Mint State 1795 2 Leaves Half, O-105
1795 50C 2 Leaves MS61 PCGS. O-105, R.4. Two points
of star 1 are attached solidly to the lowest curl, and the point of
star 2 lies entirely across the end of the second curl from the
bottom. On the reverse the berries are arranged 10 and seven, and
there is one berry above, one below the R in AMERICA.
Near the Top of the Condition Census
After the considerably smaller mintage of 1794 Flowing Hair, Small Eagle half dollars, recorded as 23,464 coins, the fledgling U.S. Mint produced a much larger quantity of 1795 half dollars, recorded as 299,680 pieces. Those recorded mintages are, of course, the numbers of coins produced in each year -- not the number of coins dated in each of those two years. While 1794's emission produced a total of 11 Overton varieties seen to date, the 1795 mintage, which was 12 times larger, produced only three times as many die marriages -- 33. While it is understandable that as Mint personnel gained experience in coining the new denomination they would manage to achieve a greater number of coins struck per die, it still appears that the numbers of known varieties compared to the recorded mintages are somewhat askew.
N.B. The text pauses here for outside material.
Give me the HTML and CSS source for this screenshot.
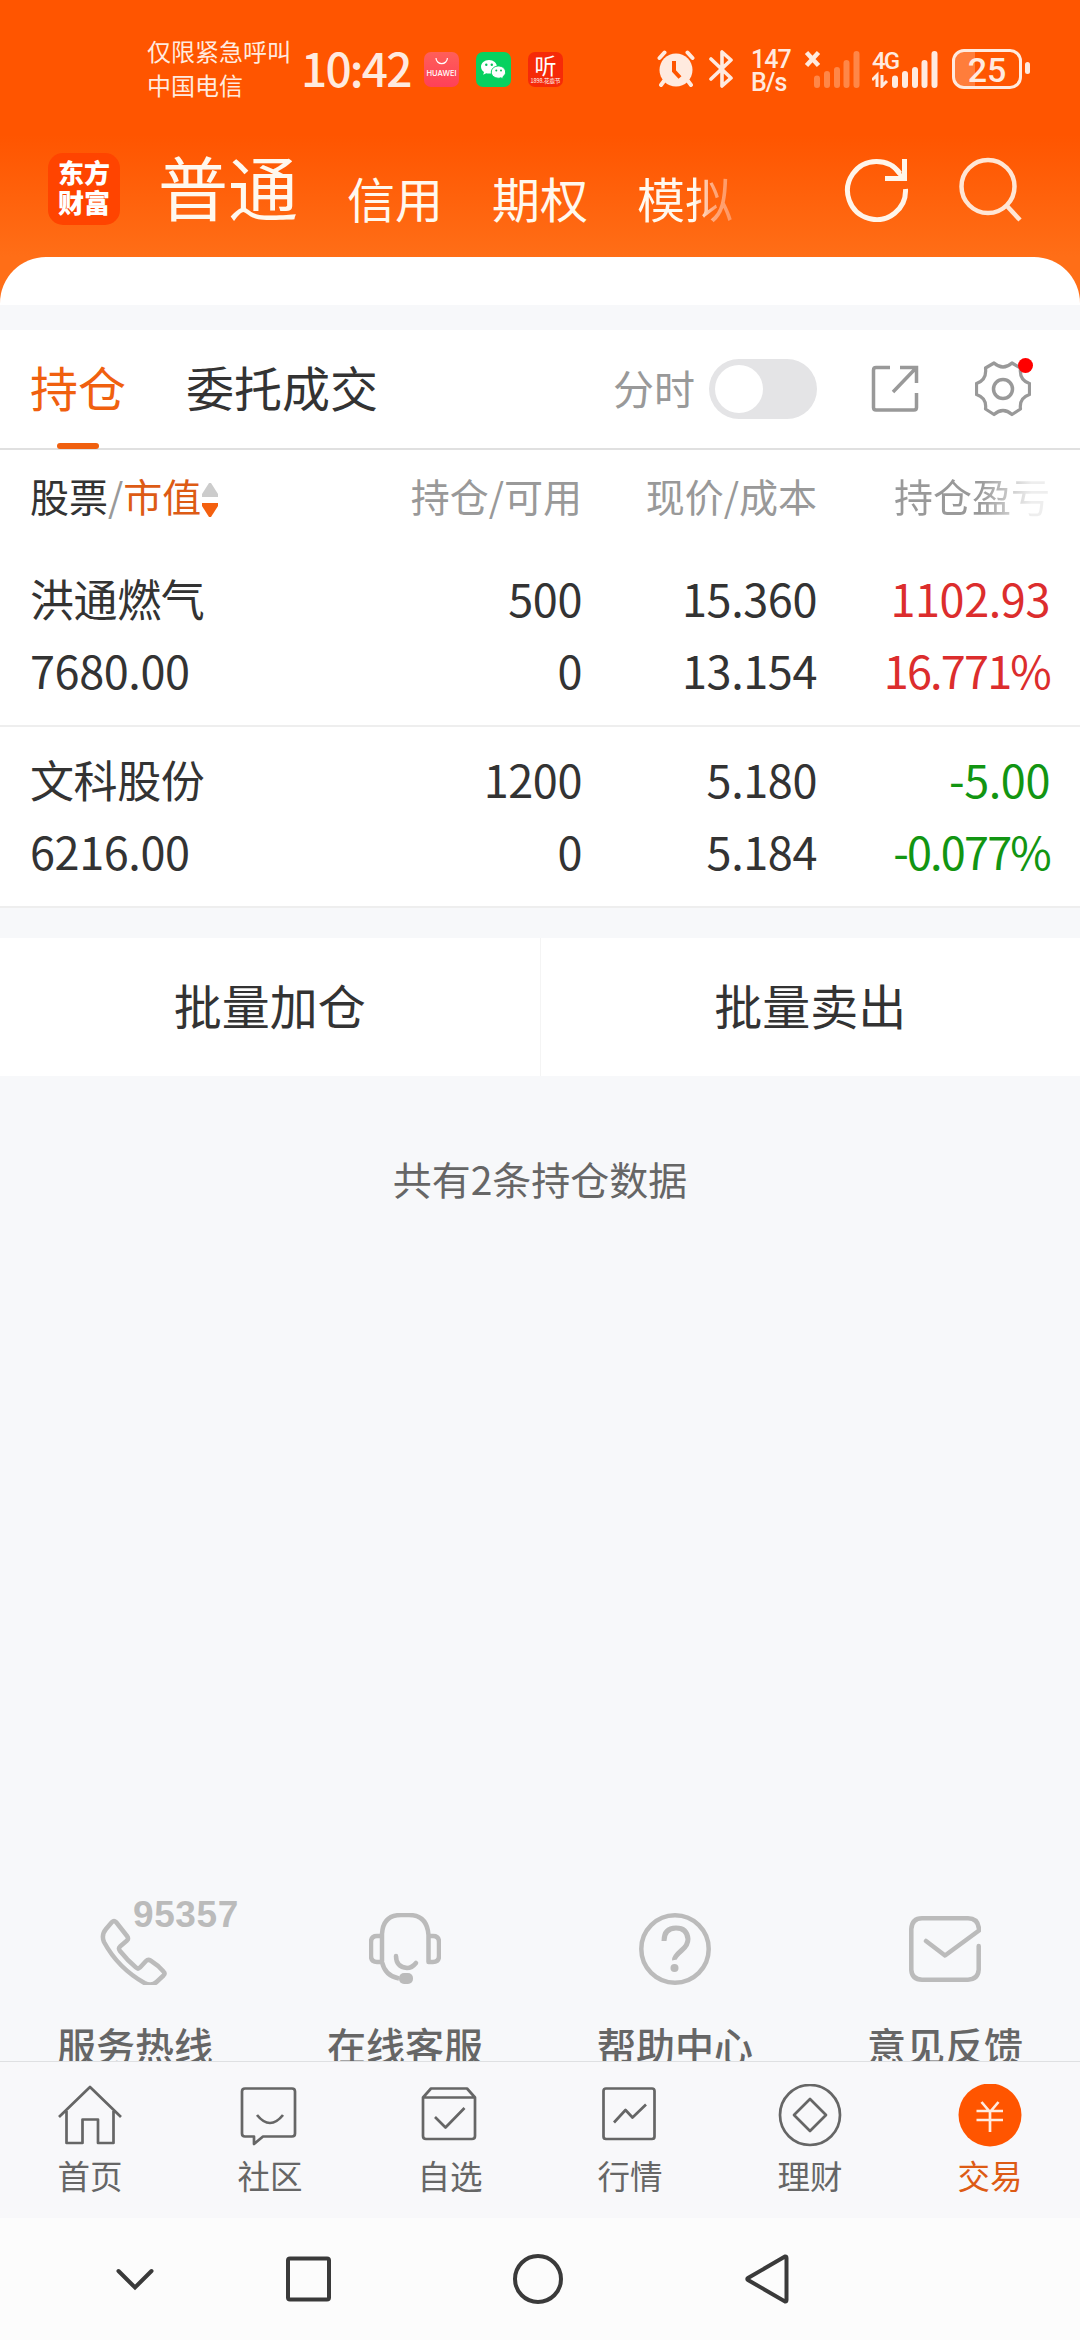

Perhaps there were more 1794-dated pieces produced in 1795, making the 1795 rarer than generally acknowledged. While this is speculation, it does seem to square with the available evidence. However, the fact remains that the 1795 half dollars are much less rare than the 1794 pieces, making the 1795-dated pieces the obvious choice to represent the Flowing Hair, Small Eagle type.
The present coin offers original lustrous, mostly untoned surfaces with a light cast of silver-gold over each side. Perusal with a loupe reveals scattered flecks of steel-gray patina. A bit of planchet roughness or die rust is seen near the obverse stars, and a loupe reveals a few scrapes on Liberty's face, cheek, and neck, and a couple of others in the right (facing) obverse field. There is, of course, strictly no sign of rub, and this piece, save for the light patina, must appear remarkably similar to the day it dropped from the dies 218 years ago. A piece destined to form the centerpiece of an advanced date or type collection.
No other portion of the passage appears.